W związku z tym GKSŻ postanowiła o przełożeniu wtorkowych eliminacji i sobotniego finału. Nowe terminy zostaną podane wkrótce.
"Chcieliśmy, aby Złoty Kask otwierał sezon, tym bardziej, że dość wcześnie zaczynają się międzynarodowe rundy kwalifikacyjne do mistrzostw Europy - 26 i 28 kwietnia. Niestety, pogoda nie była w tym roku przychylna, dopiero w sobotę w Gdańsku mieliśmy pierwsze oficjalne zawody w Polsce. Rozmawialiśmy też przede wszystkim z zawodnikami, którzy przyznali, że nie są jeszcze +rozjeżdżeni+. Nie chcemy narażać ich na niepotrzebne kontuzje" - powiedział PAP przewodniczący GKSŻ Piotr Szymański.

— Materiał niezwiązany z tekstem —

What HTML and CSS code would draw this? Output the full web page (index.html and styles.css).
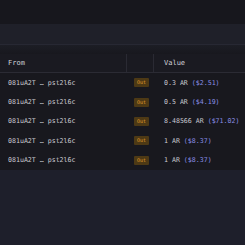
FILE: index.html
```html
<!DOCTYPE html>
<html>
<head>
<meta charset="utf-8">
<link rel="stylesheet" href="styles.css">
</head>
<body>
<div class="top"></div>
<div class="band"></div>
<div class="gap"></div>
<div class="table">
  <div class="row head">
    <div class="c-from">From</div>
    <div class="c-dir"></div>
    <div class="c-val">Value</div>
  </div>
  <div class="row">
    <div class="c-from">081uA2T … pst2l6c</div>
    <div class="c-dir"><span class="badge">Out</span></div>
    <div class="c-val">0.3 AR <span class="usd">($2.51)</span></div>
  </div>
  <div class="row">
    <div class="c-from">081uA2T … pst2l6c</div>
    <div class="c-dir"><span class="badge">Out</span></div>
    <div class="c-val">0.5 AR <span class="usd">($4.19)</span></div>
  </div>
  <div class="row">
    <div class="c-from">081uA2T … pst2l6c</div>
    <div class="c-dir"><span class="badge">Out</span></div>
    <div class="c-val">8.48566 AR <span class="usd">($71.02)</span></div>
  </div>
  <div class="row">
    <div class="c-from">081uA2T … pst2l6c</div>
    <div class="c-dir"><span class="badge">Out</span></div>
    <div class="c-val">1 AR <span class="usd">($8.37)</span></div>
  </div>
  <div class="row">
    <div class="c-from">081uA2T … pst2l6c</div>
    <div class="c-dir"><span class="badge">Out</span></div>
    <div class="c-val">1 AR <span class="usd">($8.37)</span></div>
  </div>
</div>
<div class="foot"></div>
</body>
</html>
```
FILE: styles.css
```css
html, body {
  margin: 0;
  padding: 0;
  background: #17171d;
  width: 245px;
  height: 245px;
  overflow: hidden;
  font-family: "DejaVu Sans Mono", "Liberation Mono", monospace;
  color: #c8c8d0;
}
.top {
  height: 24px;
  background: #17171d;
}
.band {
  height: 20px;
  background: #1f2029;
  border-bottom: 1px solid #272833;
}
.gap {
  height: 9px;
  background: linear-gradient(#1c1d25, #18181e);
}
.table {
  background: #18181e;
}
.row {
  display: grid;
  grid-template-columns: 126px 28px 1fr;
  height: 19.4px;
  align-items: center;
  font-size: 6.6px;
  white-space: nowrap;
}
.row.head {
  height: 18px;
  border-bottom: 1px solid #2b2b34;
  font-size: 7px;
  color: #d0d0d8;
  background: #1a1a21;
}
.head .c-dir {
  height: 100%;
  border-left: 1px solid #2a2a33;
  border-right: 1px solid #2a2a33;
  box-sizing: border-box;
}
.c-from {
  padding-left: 8px;
}
.c-dir {
  display: flex;
  justify-content: center;
  height: 100%;
  align-items: center;
  padding-left: 3px;
  box-sizing: border-box;
}
.c-val {
  padding-left: 10px;
}
.badge {
  display: inline-block;
  width: 15px;
  height: 9px;
  line-height: 9px;
  text-align: center;
  background: #4d3915;
  color: #e09e2a;
  font-size: 5px;
  border-radius: 1px;
}
.usd {
  color: #8a8ee6;
}
.foot {
  height: 80px;
  background: #1e1f2b;
}
```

Złoty Kask to nie tylko prestiżowy turniej, ale jednocześnie finał eliminacji krajowych do cyklu Grand Prix 2019 oraz tegorocznych mistrzostw Europy. Najlepsi zawodnicy z finału uzyskają prawo startu w międzynarodowych rundach kwalifikacyjnych. Dlatego też na listach startowych jest sporo znanych żużlowców, którzy z powodzeniem już rywalizowali w mistrzostwach świata, min.: Piotr Pawlicki, Krzysztof Kasprzak, Janusz Kołodziej, Jarosław Hampel czy Piotr Protasiewicz.